+++ Information shown

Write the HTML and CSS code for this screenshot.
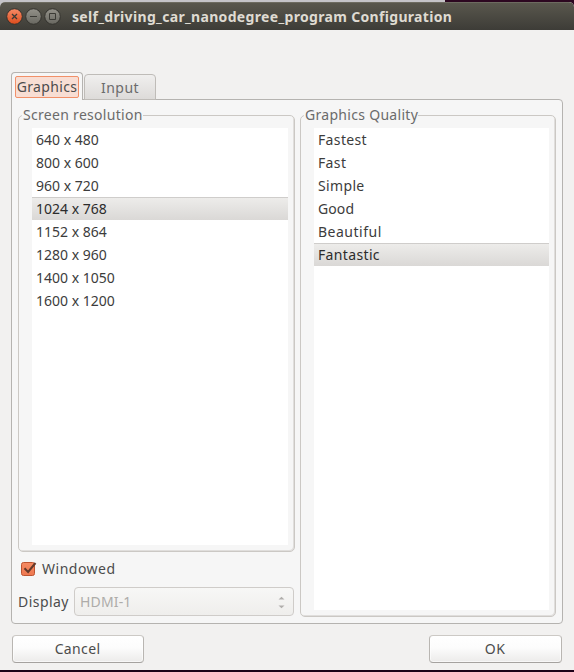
FILE: index.html
```html
<!DOCTYPE html>
<html lang="en">
<head>
<meta charset="utf-8">
<title>self_driving_car_nanodegree_program Configuration</title>
<link rel="stylesheet" href="styles.css">
</head>
<body>
<div class="desktop">
<main class="window">
  <header class="titlebar">
    <svg class="controls" width="56" height="18" viewBox="0 0 56 18">
      <defs>
        <linearGradient id="close" x2="0" y2="1"><stop stop-color="#f78c68"/><stop offset="1" stop-color="#dc4b1b"/></linearGradient>
        <linearGradient id="gray" x2="0" y2="1"><stop stop-color="#94928a"/><stop offset="1" stop-color="#686760"/></linearGradient>
      </defs>
      <g stroke="#34332e">
        <circle cx="8.5" cy="8.5" r="7.8" fill="url(#close)"/>
        <circle cx="27.5" cy="8.5" r="7.8" fill="url(#gray)"/>
        <circle cx="46.5" cy="8.5" r="7.8" fill="url(#gray)"/>
      </g>
      <g fill="none" stroke="#3b3a35">
        <path d="M6 6l5 5M11 6l-5 5" stroke-width="1.3"/>
        <path d="M24 8.5h7M43.5 5.5h6v6h-6z"/>
      </g>
    </svg>
    <h1 class="title">self_driving_car_nanodegree_program Configuration</h1>
  </header>
  <nav class="tabs">
    <div class="tab active"><span class="focus">Graphics</span></div>
    <div class="tab">Input</div>
  </nav>
  <section class="panel">
    <div class="column">
      <div class="group">
        <h2 class="legend">Screen resolution</h2>
        <ul class="list">
          <li>640 x 480</li><li>800 x 600</li><li>960 x 720</li><li class="selected">1024 x 768</li>
          <li>1152 x 864</li><li>1280 x 960</li><li>1400 x 1050</li><li>1600 x 1200</li>
        </ul>
      </div>
      <label class="check">
        <svg width="18" height="18" viewBox="0 0 18 18">
          <defs><linearGradient id="box" x2="0" y2="1"><stop stop-color="#f58a62"/><stop offset="1" stop-color="#ee7850"/></linearGradient></defs>
          <rect x="1.5" y="2.5" width="13" height="13" rx="2" fill="url(#box)" stroke="#bd5431"/>
          <path d="M4.5 8.2l3.6 3.7L15.5 3" fill="none" stroke="#63392b" stroke-width="2"/>
        </svg>
        <span class="check-label">Windowed</span>
      </label>
      <div class="display">
        <span class="display-label">Display</span>
        <div class="combo"><span>HDMI-1</span>
          <svg width="7" height="13" viewBox="0 0 7 13"><path d="M.5 3.5l3-2.8 3 2.8zM.5 9.5h6l-3 2.8z" fill="#b0aeab"/></svg>
        </div>
      </div>
    </div>
    <div class="group quality">
      <h2 class="legend">Graphics Quality</h2>
      <ul class="list words">
        <li>Fastest</li><li>Fast</li><li>Simple</li><li class="tight">Good</li><li class="loose">Beautiful</li><li class="selected">Fantastic</li>
      </ul>
    </div>
  </section>
  <footer class="actions">
    <button class="button">Cancel</button>
    <button class="button ok">OK</button>
  </footer>
</main>
</div>
</body>
</html>
```

FILE: styles.css
```css
* { box-sizing: border-box; }
body { margin: 0; font: 14px/20px "Noto Sans", "Open Sans", sans-serif; color: #4c4c4c; }
h1, h2, ul { margin: 0; padding: 0; font-weight: normal; font-size: inherit; list-style: none; }
span, li, h1 { white-space: nowrap; }
.desktop { height: 672px; padding: 2px 0; overflow: hidden; background: linear-gradient(#1d0018, #1d0018) 0 100% / 100% 2px no-repeat, linear-gradient(90deg, #c5c4c8 445px, #2c0720 445px); }
.window { height: 668px; border-radius: 5px 5px 0 0; background: #f2f1f0; overflow: hidden; }
.titlebar { height: 28px; padding-left: 6px; display: flex; align-items: center; background: linear-gradient(#59574d, #3d3c37); border-top: 1px solid #6d6b60; }
.controls { flex: none; margin-top: 1px; }
.title { margin-left: 10px; font-size: 14px; font-weight: bold; color: #dfdbd2; line-height: 20px; margin-top: 1px; letter-spacing: .325px; }
.tabs { display: flex; align-items: flex-end; height: 28px; margin: 42px 0 0 11px; }
.tab { width: 72px; height: 26px; border: 1px solid #bfbcb8; border-radius: 4px 4px 0 0; background: linear-gradient(#f0efee, #dddbd9); color: #6b6b6b; display: flex; justify-content: center; align-items: center; padding-top: 2px; letter-spacing: .5px; }
.tab.active { width: 72px; height: 28px; padding-top: 0; border-color: #b5b3b0; border-bottom: 0; background: #f6f6f6; color: #4c4c4c; margin-right: 1px; letter-spacing: .33px; position: relative; }
.focus { width: 64px; height: 22px; border: 1px solid #f19069; border-radius: 2px; background: #f8ded4; display: flex; justify-content: center; align-items: center; }
.panel { width: 552px; height: 525px; margin: -1px 0 0 11px; padding: 15px 6px 6px; border: 1px solid #b5b3b0; border-radius: 0 4px 4px 4px; background: #f6f6f6; display: flex; gap: 5px; }
.column { width: 277px; }
.group { height: 437px; border: 1px solid #cbc8c4; border-radius: 5px; padding: 0 6px 6px 13px; box-shadow: inset -1px -1px #e0dedc; }
.quality { width: 256px; height: 502px; }
.legend { width: max-content; height: 20px; margin: -11px 0 0 -10px; padding: 0 0 0 1px; background: #f6f6f6; color: #6b6b6b; letter-spacing: .3px; }
.list { height: 417px; margin-top: 3px; background: #fff; color: #3c3c3c; }
.quality .list { height: 482px; }
.list li { height: 23px; padding: 2px 0 0 4px; line-height: 20px; }
.list .selected { padding-top: 1px; border-top: 1px solid #cfcdcb; background: linear-gradient(#edecea, #dad8d6); color: #2c2c2c; }
.words { letter-spacing: .35px; }
.words .tight { letter-spacing: .1px; }
.words .loose { letter-spacing: .5px; }
.check { display: flex; align-items: center; gap: 4px; height: 20px; margin: 7px 0 0 2px; }
.check-label { letter-spacing: .5px; }
.display { display: flex; align-items: center; margin-top: 8px; height: 29px; }
.display-label { width: 56px; letter-spacing: .45px; }
.combo { width: 220px; height: 29px; padding: 0 8px 0 5px; border: 1px solid #cfccc9; border-radius: 4px; background: linear-gradient(#f7f7f6, #efeeec); color: #aeaca9; display: flex; align-items: center; justify-content: space-between; letter-spacing: .15px; }
.combo svg { margin-top: 2px; }
.actions { width: 550px; margin: 11px 0 0 12px; display: flex; justify-content: space-between; }
.button { width: 132px; height: 28px; padding: 0 1px 0 0; border: 1px solid #b9b6b2; border-top-color: #ccc9c5; border-bottom-color: #a5a29f; border-radius: 4px; background: linear-gradient(#fff, #fcfcfc 45%, #ecebea); box-shadow: inset 0 0 0 1px rgba(255,255,255,.6); font: inherit; color: #4c4c4c; letter-spacing: .35px; }
.ok { width: 133px; }
```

++++++

■ Exercise
Return the whole listing, word for word, and leave out every picture.

■ Answer to the exercise
Write the HTML and CSS code for this screenshot.
FILE: index.html
```html
<!DOCTYPE html>
<html lang="en">
<head>
<meta charset="utf-8">
<title>self_driving_car_nanodegree_program Configuration</title>
<link rel="stylesheet" href="styles.css">
</head>
<body>
<div class="desktop">
<main class="window">
  <header class="titlebar">
    <svg class="controls" width="56" height="18" viewBox="0 0 56 18">
      <defs>
        <linearGradient id="close" x2="0" y2="1"><stop stop-color="#f78c68"/><stop offset="1" stop-color="#dc4b1b"/></linearGradient>
        <linearGradient id="gray" x2="0" y2="1"><stop stop-color="#94928a"/><stop offset="1" stop-color="#686760"/></linearGradient>
      </defs>
      <g stroke="#34332e">
        <circle cx="8.5" cy="8.5" r="7.8" fill="url(#close)"/>
        <circle cx="27.5" cy="8.5" r="7.8" fill="url(#gray)"/>
        <circle cx="46.5" cy="8.5" r="7.8" fill="url(#gray)"/>
      </g>
      <g fill="none" stroke="#3b3a35">
        <path d="M6 6l5 5M11 6l-5 5" stroke-width="1.3"/>
        <path d="M24 8.5h7M43.5 5.5h6v6h-6z"/>
      </g>
    </svg>
    <h1 class="title">self_driving_car_nanodegree_program Configuration</h1>
  </header>
  <nav class="tabs">
    <div class="tab active"><span class="focus">Graphics</span></div>
    <div class="tab">Input</div>
  </nav>
  <section class="panel">
    <div class="column">
      <div class="group">
        <h2 class="legend">Screen resolution</h2>
        <ul class="list">
          <li>640 x 480</li><li>800 x 600</li><li>960 x 720</li><li class="selected">1024 x 768</li>
          <li>1152 x 864</li><li>1280 x 960</li><li>1400 x 1050</li><li>1600 x 1200</li>
        </ul>
      </div>
      <label class="check">
        <svg width="18" height="18" viewBox="0 0 18 18">
          <defs><linearGradient id="box" x2="0" y2="1"><stop stop-color="#f58a62"/><stop offset="1" stop-color="#ee7850"/></linearGradient></defs>
          <rect x="1.5" y="2.5" width="13" height="13" rx="2" fill="url(#box)" stroke="#bd5431"/>
          <path d="M4.5 8.2l3.6 3.7L15.5 3" fill="none" stroke="#63392b" stroke-width="2"/>
        </svg>
        <span class="check-label">Windowed</span>
      </label>
      <div class="display">
        <span class="display-label">Display</span>
        <div class="combo"><span>HDMI-1</span>
          <svg width="7" height="13" viewBox="0 0 7 13"><path d="M.5 3.5l3-2.8 3 2.8zM.5 9.5h6l-3 2.8z" fill="#b0aeab"/></svg>
        </div>
      </div>
    </div>
    <div class="group quality">
      <h2 class="legend">Graphics Quality</h2>
      <ul class="list words">
        <li>Fastest</li><li>Fast</li><li>Simple</li><li class="tight">Good</li><li class="loose">Beautiful</li><li class="selected">Fantastic</li>
      </ul>
    </div>
  </section>
  <footer class="actions">
    <button class="button">Cancel</button>
    <button class="button ok">OK</button>
  </footer>
</main>
</div>
</body>
</html>
```

FILE: styles.css
```css
* { box-sizing: border-box; }
body { margin: 0; font: 14px/20px "Noto Sans", "Open Sans", sans-serif; color: #4c4c4c; }
h1, h2, ul { margin: 0; padding: 0; font-weight: normal; font-size: inherit; list-style: none; }
span, li, h1 { white-space: nowrap; }
.desktop { height: 672px; padding: 2px 0; overflow: hidden; background: linear-gradient(#1d0018, #1d0018) 0 100% / 100% 2px no-repeat, linear-gradient(90deg, #c5c4c8 445px, #2c0720 445px); }
.window { height: 668px; border-radius: 5px 5px 0 0; background: #f2f1f0; overflow: hidden; }
.titlebar { height: 28px; padding-left: 6px; display: flex; align-items: center; background: linear-gradient(#59574d, #3d3c37); border-top: 1px solid #6d6b60; }
.controls { flex: none; margin-top: 1px; }
.title { margin-left: 10px; font-size: 14px; font-weight: bold; color: #dfdbd2; line-height: 20px; margin-top: 1px; letter-spacing: .325px; }
.tabs { display: flex; align-items: flex-end; height: 28px; margin: 42px 0 0 11px; }
.tab { width: 72px; height: 26px; border: 1px solid #bfbcb8; border-radius: 4px 4px 0 0; background: linear-gradient(#f0efee, #dddbd9); color: #6b6b6b; display: flex; justify-content: center; align-items: center; padding-top: 2px; letter-spacing: .5px; }
.tab.active { width: 72px; height: 28px; padding-top: 0; border-color: #b5b3b0; border-bottom: 0; background: #f6f6f6; color: #4c4c4c; margin-right: 1px; letter-spacing: .33px; position: relative; }
.focus { width: 64px; height: 22px; border: 1px solid #f19069; border-radius: 2px; background: #f8ded4; display: flex; justify-content: center; align-items: center; }
.panel { width: 552px; height: 525px; margin: -1px 0 0 11px; padding: 15px 6px 6px; border: 1px solid #b5b3b0; border-radius: 0 4px 4px 4px; background: #f6f6f6; display: flex; gap: 5px; }
.column { width: 277px; }
.group { height: 437px; border: 1px solid #cbc8c4; border-radius: 5px; padding: 0 6px 6px 13px; box-shadow: inset -1px -1px #e0dedc; }
.quality { width: 256px; height: 502px; }
.legend { width: max-content; height: 20px; margin: -11px 0 0 -10px; padding: 0 0 0 1px; background: #f6f6f6; color: #6b6b6b; letter-spacing: .3px; }
.list { height: 417px; margin-top: 3px; background: #fff; color: #3c3c3c; }
.quality .list { height: 482px; }
.list li { height: 23px; padding: 2px 0 0 4px; line-height: 20px; }
.list .selected { padding-top: 1px; border-top: 1px solid #cfcdcb; background: linear-gradient(#edecea, #dad8d6); color: #2c2c2c; }
.words { letter-spacing: .35px; }
.words .tight { letter-spacing: .1px; }
.words .loose { letter-spacing: .5px; }
.check { display: flex; align-items: center; gap: 4px; height: 20px; margin: 7px 0 0 2px; }
.check-label { letter-spacing: .5px; }
.display { display: flex; align-items: center; margin-top: 8px; height: 29px; }
.display-label { width: 56px; letter-spacing: .45px; }
.combo { width: 220px; height: 29px; padding: 0 8px 0 5px; border: 1px solid #cfccc9; border-radius: 4px; background: linear-gradient(#f7f7f6, #efeeec); color: #aeaca9; display: flex; align-items: center; justify-content: space-between; letter-spacing: .15px; }
.combo svg { margin-top: 2px; }
.actions { width: 550px; margin: 11px 0 0 12px; display: flex; justify-content: space-between; }
.button { width: 132px; height: 28px; padding: 0 1px 0 0; border: 1px solid #b9b6b2; border-top-color: #ccc9c5; border-bottom-color: #a5a29f; border-radius: 4px; background: linear-gradient(#fff, #fcfcfc 45%, #ecebea); box-shadow: inset 0 0 0 1px rgba(255,255,255,.6); font: inherit; color: #4c4c4c; letter-spacing: .35px; }
.ok { width: 133px; }
```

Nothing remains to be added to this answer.